Ali, a mother of four, said she came within hours of being put to death in prison, but a sympathetic official spotted the farewell message to her children she had penned on her hand and decided to stay the execution.
She was released in 1991, but her in-laws blamed her for the torture and execution of the nephew. "Even now they do not speak to me," she said, reddening again as the old wound flared. A third woman, Nadia Najih, was just 14 when she was sentenced to 10 years for conspiring with an older brother to finance an illegal Shiite party.
At the time, she had recently been widowed; her husband, a soldier in the Iraqi army, had been killed in battle while she awaited trial. "They took pity on me because I was a minor and a martyr's widow," said Najih, now 34. "Otherwise I would have been condemned to death."
When she eventually left jail, Najih said, security agents hounded her family, even forcing her to marry a brother-in-law as a way to keep her at home, pregnant and cut off from anti-government politics.
"He's a good man, but they bothered him all the time, sabotaging his business and pressing him to become an informer," she said angrily. "It all came down on my head."
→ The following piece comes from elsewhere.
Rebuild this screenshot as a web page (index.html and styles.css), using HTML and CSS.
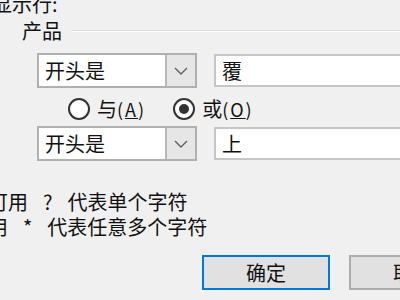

Next to her huddled Ahlam Ahmed, a sad-eyed woman of 50, who nursed Kadhim back to health when she first arrived at Rashad, barely able to stand or hold a spoon after repeated interrogations. At their re-union last week, the two women hugged and laughed like old college roommates, but Ahmed seemed depressed, saying she had never been able to marry or return to her work as a chemistry teacher.
"I was a convict in a dictatorship. Who would want me?" she said with a resigned shrug. Unlike the other women, she initially shied away from being photographed, saying her family feared for her safety. "Last spring the TV showed a man hitting Saddam's poster with a slipper," she said grimly. "After that he was assassinated."
Sympathetic peers
In some ways, the simple hardships of prison life - insulated from society and shared with sympathetic peers - seemed easier for these women to endure than the interlocking pressures of family and religious politics that made them permanent targets of suspicion, ostracism and blackmail afterwards.
Both Kadhim and the others expressed nostalgia for the companionship and care they received from the mostly Shiite sorority in Rashad, whose members treated one another's wounds and illnesses, served as proxy families, and co-operated in cleaning the cellblock and sharing scarce resources.
"The hardest thing was the lack of water and bathrooms," Kadhim re-counted. "The sewage was always flooded, and we had to wait in line for hours to use the toilet. We organised a schedule for taking showers and washing floors, but many women came down with skin and urinary illnesses because they could not keep clean."
When she finally got out, she added, "the most precious thing to me was being able to go to the toilet whenever I wanted to."
More than most prisoners, the Rashad women relied on one another for psychological sustenance. As political prisoners, they were almost totally isolated - denied books, pencils, newspapers and radios and, with rare exceptions, not allowed even monthly family visits.